Heck, I've been doing this for over 20 years as my career and I still underestimate the number of steps that it takes to do most projects. It's mind boggling at times.


----------



## jharris2 (Jul 9, 2012)

That was a great tutorial on preparing complimentary shapes by routing using patterns.

I like how he hand carved the tenons using a test mortise then added wedges during final assembly.

Also how he planed one side of the (walnut?) flat by hand and planed the opposite side by machine. 


.


----------



## Dave Paine (May 30, 2012)

Interesting video, thanks for posting. :thumbsup:

Good to see he was not afraid to explain his hiccups and show what he did to recover.

It is common that people who only see the finished project do not appreciate the time, effort and number of operations involved.


----------



## Leo G (Oct 16, 2006)

That's a very eloquent way of putting it.

I just say most people are clueless :laughing:


----------



## jharris2 (Jul 9, 2012)

Everybody is clueless (ignorant) in one way or another.

No one knows everything.

We would all love to have our clientele know the minutia of of our processes to truly appreciate the work we do. Unfortunately most are only interested in the finished product.

I once built a liquor miniature display cabinet for a client in Georgia.

I took great pains to make everything per his specs and with the best results.

He called to say how pleased he was and called me a "master craftsman".

Now I know that's just not true and I told him so.

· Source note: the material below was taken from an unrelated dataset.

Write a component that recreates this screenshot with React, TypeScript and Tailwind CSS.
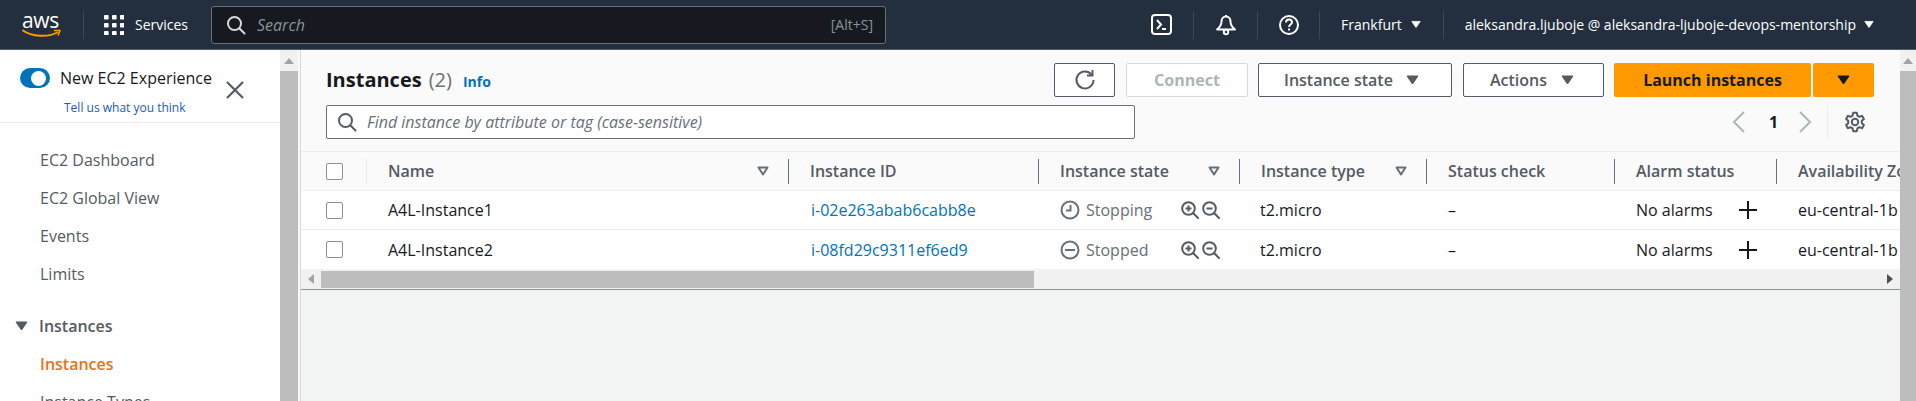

My point is that though he really was clueless about the process he did, on some level appreciate the results of my efforts and methods.

His appreciation was expressed and his check was good.

That my friends was a successful project.


----------



## Shop Dad (May 3, 2011)

Nice vid. Thanks Cabbie. I liked the jig for writing with a router. There must be plans for that somewhere.


----------



## captainawesome (Jun 21, 2012)

Shop Dad said:


> Nice vid. Thanks Cabbie. I liked the jig for writing with a router. There must be plans for that somewhere.


The router pantograph is from Matthias Wandel's website. The link takes you to the page on the pantograph, but be careful because you are likely to loose a few days just looking through all the stuff he's created! He offers the plans for sale I believe.


----------